The Bottom 40: #5

Nickelback - Rock Star

5. Nickelback, Rock Star

There’s some intense cynicism at work in Nickelback’s 2006 ode to fame, though the earnest yet wildly popular Canadians are so humorless that it’s unclear how much of their hatred is intentional.

Despite all reason, Nickelback became big rock stars in the fall of 2001 when How You Remind Me bulldozed its way onto radio. By the time Rock Star was released in late 2006, the group already had twelve other hits, nearly half of which had topped the dreadful Mainstream Rock Chart.

If I walked into a deli and the man behind the counter sang me a song about how one day he wanted to be a delicatessen, I might be amused, if not baffled. I might also be annoyed, and I’d definitely start getting my sandwiches elsewhere if he kept it up.  So I truly can’t explain the popularity of this song, wherein a big rock star sings about how he wants to become a big rock star.

Is it autobiographical?  Ironic?  Sneering?  It’s never clear, because the band, and Kroeger in particular, sounds exactly the same as they do on every other Nickelback song.  How can he be kidding when he’s singing with the exact same frowny croak that made How You Remind Me and Photograph so popular?  At least when Gwen Stefani sang about wanting to be a rich girl you got the sense that she was a deranged kook singing in character.  She also made the point that money wasn’t everything, a point which Kroeger doesn’t get.

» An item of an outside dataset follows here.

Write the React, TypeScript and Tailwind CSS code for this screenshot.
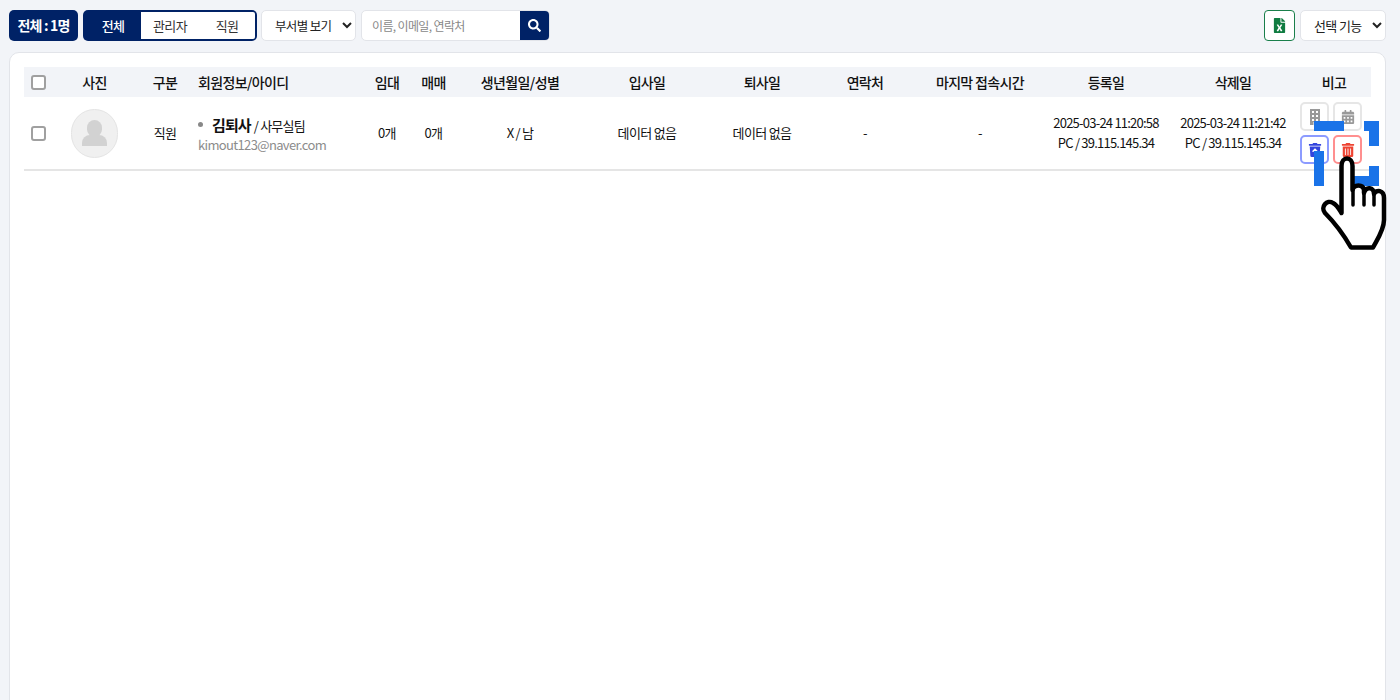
import React from "react";
import { FaCalendarAlt, FaFileExcel, FaSearch, FaTrashAlt, FaTrashRestore } from "react-icons/fa";

const font = { fontFamily: '"Noto Sans CJK KR", "Noto Sans", sans-serif' };
const cols = "grid grid-cols-[28px_85px_56px_171px_46px_47px_126px_128px_102px_104px_126px_126px_128px_74px]";
const heads = ["사진", "구분", "회원정보/아이디", "임대", "매매", "생년월일/성별", "입사일", "퇴사일", "연락처", "마지막 접속시간", "등록일", "삭제일", "비고"];

function Check() {
  return <span className="block w-[15px] h-[15px] ml-[7px] rounded-[3px] border-2 border-[#a0a0a0] bg-white" />;
}

function Building() {
  return (
    <svg viewBox="0 0 10 16" className="w-[10px] h-[16px]" fill="#999">
      <path fillRule="evenodd" d="M0 0h10v16H6.5v-3h-3v3H0z M2 2v2h2V2z M6 2v2h2V2z M2 6v2h2V6z M6 6v2h2V6z M2 10v2h2v-2z M6 10v2h2v-2z" />
    </svg>
  );
}

function Hand() {
  return (
    <svg viewBox="0 0 120 170" className="absolute left-[1280px] top-[90px] w-[120px] h-[170px]">
      <path
        d="M61.5 76 C61.5 66 72.5 66 72.5 76 L72.5 100 C74 94 83 94 84 100 L84 103 C86 96 94 97 94 104 C96 99 104 100 104 108 L104 130 C104 140 97 150 93 157.5 L71 157.5 C65 147 55 133 45 123 C40 117 47 109 53 113 C57 115 59 119 61.5 123 Z"
        fill="#fff"
        stroke="#000"
        strokeWidth="4.5"
        strokeLinejoin="round"
      />
      <path d="M73 100 L73 115 M84 102 L84 115 M94 104 L94 115" stroke="#000" strokeWidth="3.5" strokeLinecap="round" fill="none" />
    </svg>
  );
}

export default function App() {
  return (
    <div className="relative w-[1400px] h-[700px] overflow-hidden bg-[#f2f4f8] text-[#111] tracking-[-0.04em]" style={font}>
      <div className="flex items-center h-[31px] absolute left-[9px] right-[14px] top-[10px]">
        <div className="w-[69px] h-[31px] rounded-[5px] bg-[#002266] text-white text-[14px] font-bold tracking-[-0.06em] flex items-center justify-center">전체 : 1명</div>
        <div className="ml-[5px] w-[174px] h-[31px] rounded-[5px] bg-[#002266] p-[2px] flex text-[13px]">
          <div className="w-[56px] text-white font-medium flex items-center justify-center">전체</div>
          <div className="flex-1 bg-white flex items-center rounded-r-[2px] text-[#333]">
            <span className="w-[58px] text-center">관리자</span>
            <span className="w-[56px] text-center">직원</span>
          </div>
        </div>
        <select className="ml-[4px] w-[95px] h-[31px] rounded-[5px] border border-[#e2e4e9] bg-white text-[12.5px] pl-[9px] text-[#222]" style={font}>
          <option>부서별 보기</option>
        </select>
        <div className="ml-[5px] w-[189px] h-[31px] flex rounded-[5px] overflow-hidden border border-[#e2e4e9] bg-white">
          <span className="flex-1 pl-[10px] text-[12px] text-[#888] flex items-center">이름, 이메일, 연락처</span>
          <span className="w-[29px] bg-[#002266] text-white flex items-center justify-center"><FaSearch size={13} /></span>
        </div>
        <div className="ml-auto w-[31px] h-[31px] rounded-[4px] border border-[#1a7f4b] bg-white flex items-center justify-center text-[#107c41]"><FaFileExcel size={15} /></div>
        <select className="ml-[5px] w-[86px] h-[31px] rounded-[5px] border border-[#e2e4e9] bg-white text-[13px] pl-[9px] text-[#222]" style={font}>
          <option>선택 기능</option>
        </select>
      </div>

      <div className="absolute left-[9px] top-[52px] w-[1377px] h-[680px] rounded-[10px] border border-[#e2e4e9] bg-white px-[14px] pt-[14px]">
        <div className={`${cols} h-[30px] items-center bg-[#f2f4f8] text-[14px] font-medium text-center`}>
          <Check />
          {heads.map((h, i) => (
            <div key={h} className={i === 2 ? "text-left pl-[5px]" : ""}>{h}</div>
          ))}
        </div>
        <div className={`${cols} h-[74px] items-center border-b-2 border-[#e5e5e5] text-[13px] text-center`}>
          <Check />
          <div className="flex justify-center">
            <div className="w-[47px] h-[49px] rounded-full bg-[#f0f0f0] border border-[#e4e4e4] flex flex-col items-center justify-center">
              <span className="w-[15px] h-[17px] rounded-full bg-[#d2d2d2]" />
              <span className="w-[25px] h-[11px] -mt-[2px] rounded-t-[8px] bg-[#d2d2d2]" />
            </div>
          </div>
          <div>직원</div>
          <div className="text-left pl-[5px] pt-[5px]">
            <div className="flex items-center h-[18px]">
              <span className="w-[5px] h-[5px] rounded-full bg-[#888] mr-[9px] -mt-[3px]" />
              <span className="text-[15px] font-bold tracking-[-0.06em]">김퇴사</span>
              <span className="text-[13px] ml-[3px] tracking-[-0.06em]">/ 사무실팀</span>
            </div>
            <div className="text-[13px] text-[#8c8c8c] leading-[20px] tracking-[-0.05em]">kimout123@naver.com</div>
          </div>
          <div>0개</div>
          <div>0개</div>
          <div className="tracking-[-0.06em]">X / 남</div>
          <div>데이터 없음</div>
          <div>데이터 없음</div>
          <div>-</div>
          <div>-</div>
          <div className="leading-[20px] tracking-[-0.06em]">2025-03-24 11:20:58<br />PC / 39.115.145.34</div>
          <div className="leading-[20px] tracking-[-0.06em]">2025-03-24 11:21:42<br />PC / 39.115.145.34</div>
          <div className="grid grid-cols-[29px_29px] gap-x-[4px] gap-y-[4px] justify-center pr-[6px]">
            <span className="h-[29px] rounded-[5px] border-2 border-[#e6e6e6] flex items-center justify-center"><Building /></span>
            <span className="h-[29px] rounded-[5px] border-2 border-[#e6e6e6] flex items-center justify-center text-[#999]"><FaCalendarAlt size={14} /></span>
            <span className="h-[29px] rounded-[5px] border-2 border-[#8c9bff] flex items-center justify-center text-[#3344dd]"><FaTrashRestore size={14} /></span>
            <span className="h-[29px] rounded-[5px] border-2 border-[#ff8f8f] flex items-center justify-center text-[#ee4433]"><FaTrashAlt size={14} /></span>
          </div>
        </div>
      </div>

      <span className="absolute left-[1314px] top-[121px] w-[30px] h-[10px] bg-[#1a73e8]" />
      <span className="absolute left-[1364px] top-[121px] w-[15px] h-[10px] bg-[#1a73e8]" />
      <span className="absolute left-[1369px] top-[121px] w-[10px] h-[25px] bg-[#1a73e8]" />
      <span className="absolute left-[1314px] top-[151px] w-[10px] h-[35px] bg-[#1a73e8]" />
      <span className="absolute left-[1354px] top-[176px] w-[25px] h-[10px] bg-[#1a73e8]" />
      <span className="absolute left-[1369px] top-[166px] w-[10px] h-[20px] bg-[#1a73e8]" />
      <Hand />
    </div>
  );
}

Rock Star is the sound of a wealthy, humorless man makes fun of poor people for not being as wealthy as he is.  Ha ha, Chad Kroeger is saying. My name’s Chad Kroeger and I have a giant bathroom and do lots of drugs and I was on MTV Cribs once and I’ve got so much money that even my skeezy ass can get some action on a plane.

Right around the first time Rock Star hit radio, the housing market crashed and millions of Americans watched helplessly as their homes and jobs started disappearing.  When the was inexplicably re-released ten months later, things were even worse, so the cynicism—and people’s mindless embrace of it—seemed particularly nasty.  Songs like this are all too common in mainstream hip-hop, where divas namedrop shoe brands and rappers brag about how many millionaires they can squeeze at one banquette.  But rock stars are, generally, supposed to be a little classier than that.